Growing for the corn roast at the State Fair may seem like a dream gig for a local farm like Untiedt’s. But he calls it “a very, very trying proposition.”
“We’re planting this corn way back in May to try to hit a 12-day window in August and September,” he said.
Temperatures like we’ve had this summer speed up plant growth, complicating Untiedt’s harvest schedule.
Heat also hurts sales.
“When it gets so hot, the appetite isn’t there,” Untiedt said. “There’s a lot of risk involved in this equation. We know that normally we will go through so many acres for the fair. But there’s no guarantee.”

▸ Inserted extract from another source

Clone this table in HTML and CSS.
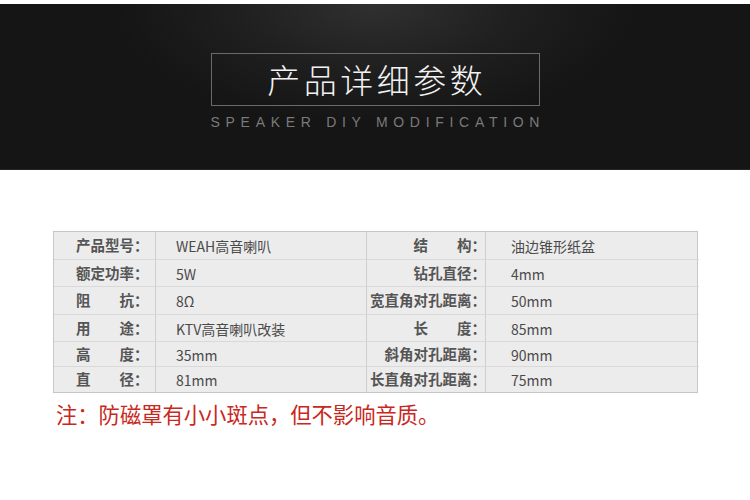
FILE: index.html
```html
<!DOCTYPE html>
<html lang="zh-CN">
<head>
<meta charset="utf-8">
<link rel="stylesheet" href="styles.css">
</head>
<body>
<div class="page">
  <header class="banner">
    <div class="title-box"><h1 class="title">产品详细参数</h1></div>
    <p class="subtitle">SPEAKER DIY MODIFICATION</p>
  </header>

  <div class="specs">
    <div class="cell lab l1 r1"><span class="lw"><span>产品型号：</span></span></div>
    <div class="cell val r1">WEAH高音喇叭</div>
    <div class="cell lab l2 r1"><span class="lw"><span>结</span><span>构：</span></span></div>
    <div class="cell val last r1">油边锥形纸盆</div>

    <div class="cell lab l1"><span class="lw"><span>额定功率：</span></span></div>
    <div class="cell val">5W</div>
    <div class="cell lab l2"><span class="lw"><span>钻孔直径：</span></span></div>
    <div class="cell val last">4mm</div>

    <div class="cell lab l1"><span class="lw"><span>阻</span><span>抗：</span></span></div>
    <div class="cell val">8Ω</div>
    <div class="cell lab l2"><span class="lw"><span>宽直角对孔距离：</span></span></div>
    <div class="cell val last">50mm</div>

    <div class="cell lab l1"><span class="lw"><span>用</span><span>途：</span></span></div>
    <div class="cell val">KTV高音喇叭改装</div>
    <div class="cell lab l2"><span class="lw"><span>长</span><span>度：</span></span></div>
    <div class="cell val last">85mm</div>

    <div class="cell lab l1"><span class="lw"><span>高</span><span>度：</span></span></div>
    <div class="cell val">35mm</div>
    <div class="cell lab l2"><span class="lw"><span>斜角对孔距离：</span></span></div>
    <div class="cell val last">90mm</div>

    <div class="cell lab l1 bottom"><span class="lw"><span>直</span><span>径：</span></span></div>
    <div class="cell val bottom">81mm</div>
    <div class="cell lab l2 bottom"><span class="lw"><span>长直角对孔距离：</span></span></div>
    <div class="cell val last bottom">75mm</div>
  </div>

  <p class="note">注：防磁罩有小小斑点，但不影响音质。</p>
</div>
</body>
</html>
```

FILE: styles.css
```css
* { box-sizing: border-box; }
html, body { margin: 0; padding: 0; background: #ffffff; }
body {
  width: 750px;
  height: 500px;
  overflow: hidden;
  font-family: "Noto Sans CJK SC", "Noto Sans", sans-serif;
}
.page { width: 750px; padding-top: 4px; }

.banner {
  height: 166px;
  background:
    radial-gradient(ellipse 260px 120px at 375px 0px, #303030 0%, #1f1f1f 55%, rgba(20,20,20,0) 100%),
    #151515;
  border-bottom: 1px solid #262626;
  display: flex;
  flex-direction: column;
  align-items: center;
  padding-top: 49px;
}
.title-box {
  width: 329px;
  height: 53px;
  border: 1px solid #6a6a6a;
  display: flex;
  align-items: center;
  justify-content: center;
}
.title {
  margin: 0;
  font-size: 33px;
  font-weight: 300;
  color: #f2f2f2;
  letter-spacing: 3.5px;
  padding-left: 3.5px;
  line-height: 1;
}
.subtitle {
  margin: 8px 0 0 0;
  font-family: "Liberation Sans", Arial, sans-serif;
  font-size: 14px;
  letter-spacing: 5.7px;
  padding-left: 5.7px;
  color: #7a7a7a;
  line-height: 16px;
}

.specs {
  margin: 61px 0 0 53px;
  width: 645px;
  display: grid;
  grid-template-columns: 102px 211px 119px 213px;
  grid-template-rows: 28px 27px 28px 27px 25px 25px;
  background: #ececec;
  border: 1px solid #c6c6c6;
}
.cell {
  display: flex;
  align-items: center;
  border-bottom: 1px solid #d9d9d9;
  border-right: 1px solid #cfcfcf;
  font-size: 14px;
  line-height: 1;
  white-space: nowrap;
}
.cell.last { border-right: none; }
.cell.bottom { border-bottom: none; }
.lab {
  color: #555555;
  font-weight: 700;
  font-size: 14.5px;
}
.l1 { padding-left: 22px; }
.l2 { justify-content: flex-end; padding-right: 0; }
.l2 .lw { margin-right: -1px; }
.lw {
  display: inline-flex;
  justify-content: space-between;
  min-width: 72.5px;
}
.val {
  color: #4a4a4a;
  padding-left: 20px;
  padding-top: 1px;
}
.l2 + .val { padding-left: 25px; }

.note {
  margin: 6px 0 0 56px;
  font-size: 21.3px;
  line-height: 30px;
  color: #c8281d;
}
```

It’s a labor of love easy for consumers to miss, Untiedt said. Despite climate challenges and inflationary pressures, the price of the fair's roasted sweet corn will stay the same this year.
Brad Ribar, who started the corn roast stand in 1985 and has been running it ever since, said the price has only increased twice since Untiedt got involved. He said it’s a decision that’s as much about principle as economics.
“I actually love the fair and am very concerned that if it gets too expensive, it’s going to slow the growth of the fair,” he said. “I’d rather sell a lot more product.”
In addition, Ribar and Untiedt feel strongly about using the corn roast to give back to local communities. Over the past five years, Ribar has brought in high school dance teams from Farmington and Lakeville to work the stand for fundraising.
“The dirtier they get, the prouder they are of what they did that day. We’re like the coal miners of the fair — they walk home and everybody knows where they work. They’re all black, full of butter and soot and ash,” he said.
Untiedt says he makes sure food shelves like Second Harvest Heartland and Incarnation Catholic Church will take leftover sweet corn for those in need.
The farmer plans to keep supplying the State Fair as long as he can.
“Minnesota sweet corn, I believe and I’ve been told, is the best sweet corn in the United States,” he said proudly. “It’s got that flavor, it’s got that snap and we’ve got the type of weather that produces wonderful corn.”
Outside of the fair, products from Untiedt’s Vegetable Farm, including sweet corn, are sold at local grocery stores and stands throughout the Twin Cities metro.